Requirements =
Leave out the pictures, and quote exactly the lines running from the one with "Give me the" through the last line of the entries below.

··· Working data ···

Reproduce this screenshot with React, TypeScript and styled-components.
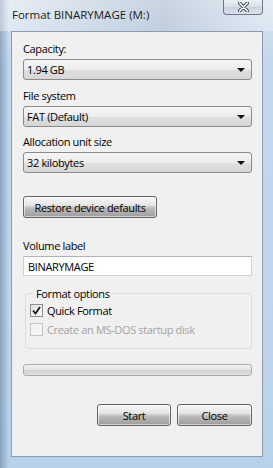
import React from "react";
import styled, { createGlobalStyle } from "styled-components";

const GlobalStyle = createGlobalStyle`
  html, body {
    margin: 0;
    padding: 0;
    width: 273px;
    height: 468px;
    overflow: hidden;
  }
  body {
    font-family: "Open Sans", "Noto Sans", "Liberation Sans", sans-serif;
    font-size: 11px;
    letter-spacing: -0.35px;
    color: #000;
  }
`;

const Window = styled.div`
  width: 273px;
  height: 468px;
  display: flex;
  flex-direction: column;
  box-sizing: border-box;
  background:
    linear-gradient(to right, rgba(40, 70, 110, 0.35) 0px, rgba(40, 70, 110, 0) 9px),
    linear-gradient(to bottom, #dbe6f1 0px, #cfdeee 30px, #c3d7ec 60px, #bfd5ec 300px, #b8d1ea 468px);
`;

const TitleBar = styled.div`
  height: 31px;
  display: flex;
  align-items: flex-start;
  justify-content: space-between;
  padding: 0 10px 0 12px;
  box-sizing: border-box;
  background: linear-gradient(to right, rgba(255, 255, 255, 0.35), rgba(150, 160, 175, 0.25) 60%, rgba(255, 255, 255, 0.3));
`;

const Title = styled.span`
  margin-top: 7px;
  line-height: 16px;
  font-size: 11.5px;
  letter-spacing: 0;
  color: #1a1a1a;
`;

const CloseBtn = styled.div`
  width: 40px;
  height: 15px;
  box-sizing: border-box;
  border: 1px solid #6b7789;
  border-top: none;
  border-radius: 0 0 4px 4px;
  background: linear-gradient(#eef2f7, #d6dee8 50%, #c8d2de 51%, #dbe3ec);
  display: flex;
  align-items: center;
  justify-content: center;
`;

const Client = styled.div`
  flex: 1;
  margin: 0 10px 11px 11px;
  border: 1px solid #8d9cad;
  background: #f0f0f0;
  padding: 9px 10px 0 11px;
  display: flex;
  flex-direction: column;
`;

const Label = styled.div<{ $top: number }>`
  margin-top: ${(p) => p.$top}px;
  height: 15px;
  line-height: 15px;
`;

const Combo = styled.div`
  margin-top: 3px;
  height: 21px;
  width: 229px;
  box-sizing: border-box;
  border: 1px solid #8a8a8a;
  border-radius: 3px;
  background: linear-gradient(#f5f5f5, #ececec 50%, #e0e0e0 51%, #d6d6d6);
  display: flex;
  align-items: center;
  justify-content: space-between;
  padding: 0 6px 0 3px;
`;

const Arrow = styled.span`
  width: 0;
  height: 0;
  border-left: 4px solid transparent;
  border-right: 4px solid transparent;
  border-top: 4px solid #111;
`;

const Button = styled.div<{ $width: number }>`
  width: ${(p) => p.$width}px;
  height: 22px;
  box-sizing: border-box;
  border: 1px solid #656565;
  border-radius: 3px;
  background: linear-gradient(#f6f6f6, #e6e6e6 40%, #bdbdbd 55%, #9c9c9c);
  box-shadow: inset 0 0 0 1px rgba(255, 255, 255, 0.55);
  display: flex;
  align-items: center;
  justify-content: center;
`;

const RestoreRow = styled.div`
  margin-top: 23px;
  display: flex;
`;

const TextInput = styled.div`
  margin-top: 3px;
  height: 20px;
  width: 229px;
  box-sizing: border-box;
  border: 1px solid #c9d1d9;
  border-top-color: #abb3bc;
  background: #fff;
  display: flex;
  align-items: center;
  padding-left: 4px;
`;

const Group = styled.fieldset`
  margin: 10px 0 0 2px;
  width: 227px;
  height: 63px;
  box-sizing: border-box;
  border: 1px solid #d5dde4;
  border-radius: 3px;
  padding: 0 0 0 4px;
  display: flex;
  flex-direction: column;
`;

const Legend = styled.legend`
  margin-left: 3px;
  padding: 0 3px;
  height: 15px;
  line-height: 15px;
`;

const CheckRow = styled.div<{ $disabled?: boolean }>`
  height: 19px;
  display: flex;
  align-items: center;
  gap: 4px;
  color: ${(p) => (p.$disabled ? "#a3a3a3" : "#000")};
`;

const Box = styled.span<{ $disabled?: boolean }>`
  width: 13px;
  height: 13px;
  box-sizing: border-box;
  border: 1px solid ${(p) => (p.$disabled ? "#c4c4c4" : "#8e8f8f")};
  background: ${(p) =>
    p.$disabled ? "#f4f4f4" : "linear-gradient(135deg, #e0e0e0, #fbfbfb)"};
  display: flex;
  align-items: center;
  justify-content: center;
`;

const Progress = styled.div`
  margin-top: 15px;
  height: 12px;
  width: 229px;
  box-sizing: border-box;
  border: 1px solid #acacac;
  border-radius: 3px;
  background: linear-gradient(#f3f3f3, #e4e4e4 45%, #d5d5d5 55%, #dedede);
`;

const Footer = styled.div`
  margin-top: 28px;
  width: 229px;
  display: flex;
  justify-content: flex-end;
  gap: 6px;
`;

const App: React.FC = () => {
  return (
    <>
      <GlobalStyle />
      <Window>
        <TitleBar>
          <Title>Format BINARYMAGE (M:)</Title>
          <CloseBtn>
            <svg width="11" height="10" viewBox="0 0 11 10">
              <path
                d="M1.5 1 L9.5 9 M9.5 1 L1.5 9"
                stroke="#3c4450"
                strokeWidth="3.4"
                strokeLinecap="round"
              />
              <path
                d="M1.5 1 L9.5 9 M9.5 1 L1.5 9"
                stroke="#ffffff"
                strokeWidth="1.6"
                strokeLinecap="round"
              />
            </svg>
          </CloseBtn>
        </TitleBar>
        <Client>
          <Label $top={0}>Capacity:</Label>
          <Combo>
            <span>1.94 GB</span>
            <Arrow />
          </Combo>
          <Label $top={8}>File system</Label>
          <Combo>
            <span>FAT (Default)</span>
            <Arrow />
          </Combo>
          <Label $top={7}>Allocation unit size</Label>
          <Combo>
            <span>32 kilobytes</span>
            <Arrow />
          </Combo>
          <RestoreRow>
            <Button $width={134}>Restore device defaults</Button>
          </RestoreRow>
          <Label $top={20}>Volume label</Label>
          <TextInput>BINARYMAGE</TextInput>
          <Group>
            <Legend>Format options</Legend>
            <CheckRow>
              <Box>
                <svg width="9" height="9" viewBox="0 0 9 9">
                  <path d="M1 4.5 L3.5 7.5 L8 1" fill="none" stroke="#1b1b1b" strokeWidth="1.8" />
                </svg>
              </Box>
              <span>Quick Format</span>
            </CheckRow>
            <CheckRow $disabled>
              <Box $disabled />
              <span>Create an MS-DOS startup disk</span>
            </CheckRow>
          </Group>
          <Progress />
          <Footer>
            <Button $width={74}>Start</Button>
            <Button $width={75}>Close</Button>
          </Footer>
        </Client>
      </Window>
    </>
  );
};

export default App;
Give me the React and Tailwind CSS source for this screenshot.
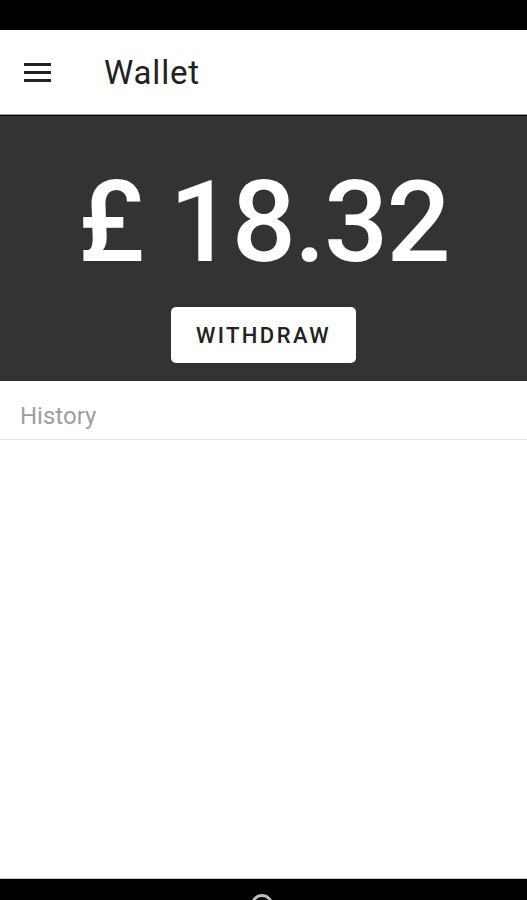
export default function App() {
  return (
    <div
      className="flex h-[900px] w-[527px] flex-col overflow-hidden bg-white"
      style={{ fontFamily: "Roboto, 'Noto Sans', sans-serif" }}
    >
      {/* Status bar */}
      <div className="h-[30px] shrink-0 bg-black" />

      {/* Toolbar */}
      <header className="flex h-[84px] shrink-0 items-center">
        <button className="ml-6 flex h-[26px] w-[28px] flex-col justify-center gap-[5px]">
          <span className="block h-[3px] w-[27px] bg-[#222]" />
          <span className="block h-[3px] w-[27px] bg-[#222]" />
          <span className="block h-[3px] w-[27px] bg-[#222]" />
        </button>
        <h1 className="ml-[52px] text-[33px] leading-none tracking-[0.025em] text-[#212121]">Wallet</h1>
      </header>
      <div className="h-px shrink-0 bg-[#9a9a9a]" />
      <div className="h-px shrink-0 bg-black" />

      {/* Balance */}
      <section className="flex h-[265px] shrink-0 flex-col items-center bg-[#333333] pt-[49px]">
        <div className="text-[113px] font-medium leading-[115px] tracking-[-0.015em] text-white">£ 18.32</div>
        <button className="mt-[27px] flex h-[56px] w-[185px] items-center justify-center rounded-[5px] bg-white text-[22px] font-medium tracking-[0.11em] text-[#222]">
          WITHDRAW
        </button>
      </section>

      {/* History header */}
      <div className="flex h-[59px] shrink-0 items-center border-b border-[#e3e3e3] px-5 pt-[11px]">
        <span className="text-[24px] text-[#9e9e9e]">History</span>
      </div>

      <div className="flex-1" />

      {/* Nav bar */}
      <div className="h-px shrink-0 bg-[#c8c8c8]" />
      <div className="relative h-[21px] shrink-0 overflow-hidden bg-black">
        <div className="absolute left-[251px] top-[15px] h-[22px] w-[22px] rounded-full border-[3px] border-[#bdbdbd]" />
      </div>
    </div>
  );
}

···

Solved problem =
Give me the React and Tailwind CSS source for this screenshot.
export default function App() {
  return (
    <div
      className="flex h-[900px] w-[527px] flex-col overflow-hidden bg-white"
      style={{ fontFamily: "Roboto, 'Noto Sans', sans-serif" }}
    >
      {/* Status bar */}
      <div className="h-[30px] shrink-0 bg-black" />

      {/* Toolbar */}
      <header className="flex h-[84px] shrink-0 items-center">
        <button className="ml-6 flex h-[26px] w-[28px] flex-col justify-center gap-[5px]">
          <span className="block h-[3px] w-[27px] bg-[#222]" />
          <span className="block h-[3px] w-[27px] bg-[#222]" />
          <span className="block h-[3px] w-[27px] bg-[#222]" />
        </button>
        <h1 className="ml-[52px] text-[33px] leading-none tracking-[0.025em] text-[#212121]">Wallet</h1>
      </header>
      <div className="h-px shrink-0 bg-[#9a9a9a]" />
      <div className="h-px shrink-0 bg-black" />

      {/* Balance */}
      <section className="flex h-[265px] shrink-0 flex-col items-center bg-[#333333] pt-[49px]">
        <div className="text-[113px] font-medium leading-[115px] tracking-[-0.015em] text-white">£ 18.32</div>
        <button className="mt-[27px] flex h-[56px] w-[185px] items-center justify-center rounded-[5px] bg-white text-[22px] font-medium tracking-[0.11em] text-[#222]">
          WITHDRAW
        </button>
      </section>

      {/* History header */}
      <div className="flex h-[59px] shrink-0 items-center border-b border-[#e3e3e3] px-5 pt-[11px]">
        <span className="text-[24px] text-[#9e9e9e]">History</span>
      </div>

      <div className="flex-1" />

      {/* Nav bar */}
      <div className="h-px shrink-0 bg-[#c8c8c8]" />
      <div className="relative h-[21px] shrink-0 overflow-hidden bg-black">
        <div className="absolute left-[251px] top-[15px] h-[22px] w-[22px] rounded-full border-[3px] border-[#bdbdbd]" />
      </div>
    </div>
  );
}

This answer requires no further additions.